German cover-up furore after file on Nazi is deleted
Germany's intelligence service has been rocked by revelations that its staff mysteriously destroyed a 500-page file on Alois Brunner, one of the world's most wanted Nazi war criminals, amid suspicions that he worked for them as an agent after fleeing to Syria in the early 1950s.
Brunner, who if he is still alive is 99, collaborated closely with Adolf Eichmann, the Nazi officer who masterminded the Holocaust. He is said to have sent more than 128,000 Jews from throughout Nazi-occupied Europe to the death camps during the Second World War. An Austrian citizen, Brunner fled to Syria in the early 1950s from where he gave interviews to German and American newspapers. In one, given in 1987, he stated: "The Jews deserved to die. They were garbage. If I had the chance I would do it again."
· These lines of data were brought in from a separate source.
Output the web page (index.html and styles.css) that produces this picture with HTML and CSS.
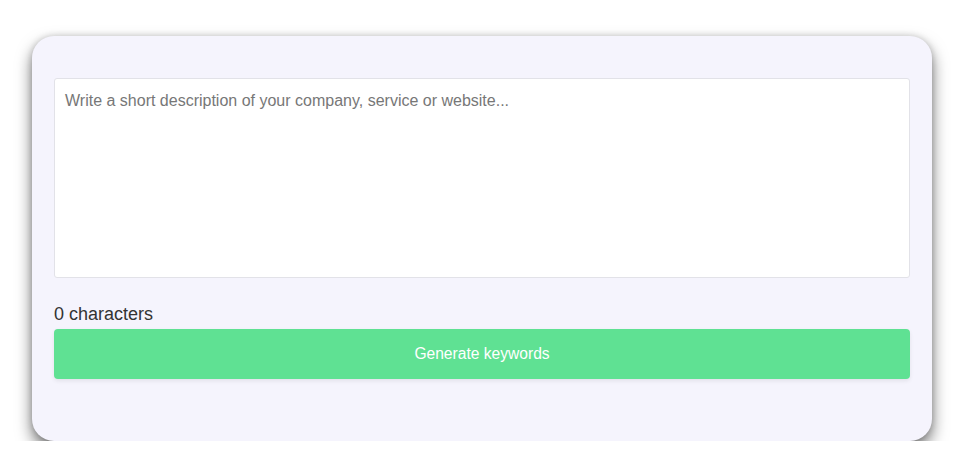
FILE: index.html
```html
<!DOCTYPE html>
<html lang="en">
<head>
<meta charset="utf-8">
<title>Keyword generator</title>
<link rel="stylesheet" href="styles.css">
</head>
<body>
<div class="page">
  <div class="card">
    <textarea class="desc" placeholder="Write a short description of your company, service or website..."></textarea>
    <div class="count">0 characters</div>
    <button class="generate">Generate keywords</button>
  </div>
</div>
</body>
</html>
```
FILE: styles.css
```css
html, body {
  margin: 0;
  padding: 0;
  background: #ffffff;
}
.page {
  padding: 36px 27px 0 32px;
}
.card {
  width: 856px;
  height: 363px;
  padding: 42px 22px 0 22px;
  background: #f5f4fd;
  border-radius: 22px;
  box-shadow: 0 8px 16px rgba(0, 0, 0, 0.55), 0 0 6px rgba(0, 0, 0, 0.15);
  font-family: "Liberation Sans", Arial, sans-serif;
}
.desc {
  display: block;
  box-sizing: border-box;
  width: 856px;
  height: 200px;
  margin: 0;
  padding: 12px 10px;
  border: 1px solid #e2e2e8;
  border-radius: 3px;
  background: #ffffff;
  font-family: "Liberation Sans", Arial, sans-serif;
  font-size: 16px;
  line-height: 20px;
  color: #333;
  resize: none;
  outline: none;
}
.desc::placeholder {
  color: #777777;
}
.count {
  margin-top: 26px;
  font-size: 18px;
  line-height: 20px;
  color: #333333;
}
.generate {
  display: block;
  width: 856px;
  height: 50px;
  margin-top: 5px;
  border: none;
  border-radius: 4px;
  background: #5fe193;
  color: #ffffff;
  font-family: "Liberation Sans", Arial, sans-serif;
  font-size: 15.6px;
  box-shadow: 0 2px 4px rgba(0, 0, 0, 0.08);
  cursor: pointer;
}
```
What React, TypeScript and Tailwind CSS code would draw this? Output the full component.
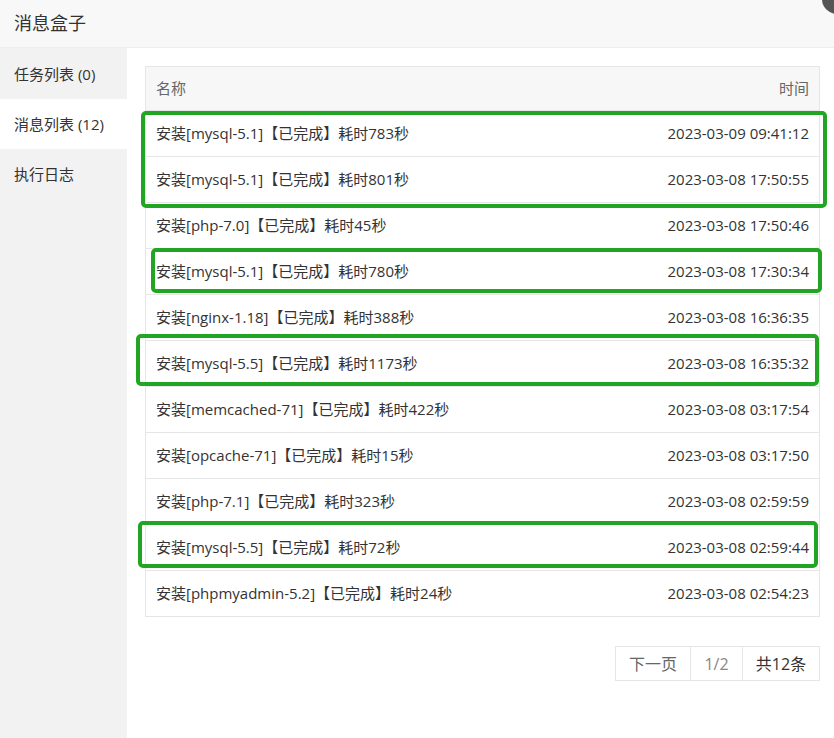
import React from 'react'

type Msg = { name: string; time: string }

const rows: Msg[] = [
  { name: '安装[mysql-5.1]【已完成】耗时783秒', time: '2023-03-09 09:41:12' },
  { name: '安装[mysql-5.1]【已完成】耗时801秒', time: '2023-03-08 17:50:55' },
  { name: '安装[php-7.0]【已完成】耗时45秒', time: '2023-03-08 17:50:46' },
  { name: '安装[mysql-5.1]【已完成】耗时780秒', time: '2023-03-08 17:30:34' },
  { name: '安装[nginx-1.18]【已完成】耗时388秒', time: '2023-03-08 16:36:35' },
  { name: '安装[mysql-5.5]【已完成】耗时1173秒', time: '2023-03-08 16:35:32' },
  { name: '安装[memcached-71]【已完成】耗时422秒', time: '2023-03-08 03:17:54' },
  { name: '安装[opcache-71]【已完成】耗时15秒', time: '2023-03-08 03:17:50' },
  { name: '安装[php-7.1]【已完成】耗时323秒', time: '2023-03-08 02:59:59' },
  { name: '安装[mysql-5.5]【已完成】耗时72秒', time: '2023-03-08 02:59:44' },
  { name: '安装[phpmyadmin-5.2]【已完成】耗时24秒', time: '2023-03-08 02:54:23' },
]

const tabs = [
  { label: '任务列表 (0)', active: false },
  { label: '消息列表 (12)', active: true },
  { label: '执行日志', active: false },
]

export default function App() {
  return (
    <div
      className="relative w-[834px] h-[738px] overflow-hidden bg-white text-[#333]"
      style={{ fontFamily: '"Open Sans", "Noto Sans CJK SC", sans-serif' }}
    >
      {/* title bar */}
      <div className="h-[48px] flex items-center pl-[14px] bg-[#f8f8f8] border-b border-[#eee] text-[18px] text-[#333]">
        消息盒子
      </div>
      {/* close button peeking in the corner */}
      <div className="absolute left-[822px] top-[-16px] w-[30px] h-[30px] rounded-full bg-[#555]" />

      <div className="flex h-[690px]">
        {/* left tabs */}
        <div className="w-[127px] shrink-0 bg-[#f2f2f2] pt-[1px]">
          {tabs.map((t) => (
            <div
              key={t.label}
              className={`h-[50px] flex items-center pl-[14px] text-[15px] text-[#333] ${t.active ? 'bg-white' : ''}`}
            >
              {t.label}
            </div>
          ))}
        </div>

        {/* messages */}
        <div className="flex-1 pl-[18px] pr-[14px] pt-[18px]">
          <div className="border border-[#e6e6e6] text-[15px]">
            <div className="h-[43px] flex items-center justify-between px-[10px] bg-[#f7f7f7] text-[#666]">
              <span>名称</span>
              <span>时间</span>
            </div>
            {rows.map((r, i) => (
              <div
                key={i}
                className="h-[46px] flex items-center justify-between px-[10px] border-t border-[#e6e6e6]"
              >
                <span>{r.name}</span>
                <span>{r.time}</span>
              </div>
            ))}
          </div>

          <div className="flex justify-end mt-[29px]">
            <div className="flex h-[35px] border border-[#e6e6e6] text-[16px]">
              <div className="w-[75px] flex items-center justify-center text-[#666] border-r border-[#e6e6e6]">下一页</div>
              <div className="w-[52px] flex items-center justify-center text-[#888] border-r border-[#e6e6e6]">1/2</div>
              <div className="w-[76px] flex items-center justify-center text-[#333]">共12条</div>
            </div>
          </div>
        </div>
      </div>

      {/* green annotation boxes */}
      <div className="absolute left-[141px] top-[111px] w-[686px] h-[97px] border-[4px] border-[#22a522] rounded-[5px]" />
      <div className="absolute left-[151px] top-[248px] w-[671px] h-[45px] border-[4px] border-[#22a522] rounded-[5px]" />
      <div className="absolute left-[136px] top-[334px] w-[683px] h-[52px] border-[4px] border-[#22a522] rounded-[5px]" />
      <div className="absolute left-[138px] top-[521px] w-[680px] h-[47px] border-[4px] border-[#22a522] rounded-[5px]" />
    </div>
  )
}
All attempts to have Brunner extradited failed. Until this day, Syria flatly refuses to acknowledge that he is or may have been living in the country. Although he is widely thought to be dead, Austria announced as recently as 2007 that it would pay €50,000 for information leading to his arrest.
Now disclosures about 518 pages that mysteriously disappeared from a secret file on Brunner have shaken the Federal Intelligence Service (BND) – the German equivalent of Britain's MI6.
The agency's in-house historians have revealed that staff ordered the Brunner file to be wiped off its computers at some stage between 1994 and 1997, when it was under the control of the former conservative chancellor Helmut Kohl's government.
Suspicions of a deliberate cover up have been raised, not least because Brunner is thought to have worked for the BND as its Damascus agent after he fled to Syria. Bodo Hechelhammer, the BND's chief historian, told Der Spiegel magazine: "I would like to have seen the whole Brunner file. It would have helped clear up all the speculation."
The claim that Brunner worked for German intelligence is borne out by a handwritten BND document from 1997 which records a conversation with the service's head of security, Volker Foertsch, in which he states that he "knew personally" that Brunner was a BND informant in Syria.
Evidence surrounding the missing Brunner pages is contained in reports submitted to the BND's then head, which state that they contained material on the Nazi war criminal dating from 1957 to 1964, dealing exclusively with the "life, connections and business of Alois Brunner". However, the reports insist that the pages contained "no indication" that Brunner worked for the BND "at any time".
The revelations could hardly have come at a more awkward time for the BND. They follows disclosures that the agency knew of Adolf Eichmann's whereabouts prior to his capture in Argentina by Israeli agents in the early 1960s, and other allegations that the agency regularly used Nazi war criminals as agents in the aftermath of the Second World War.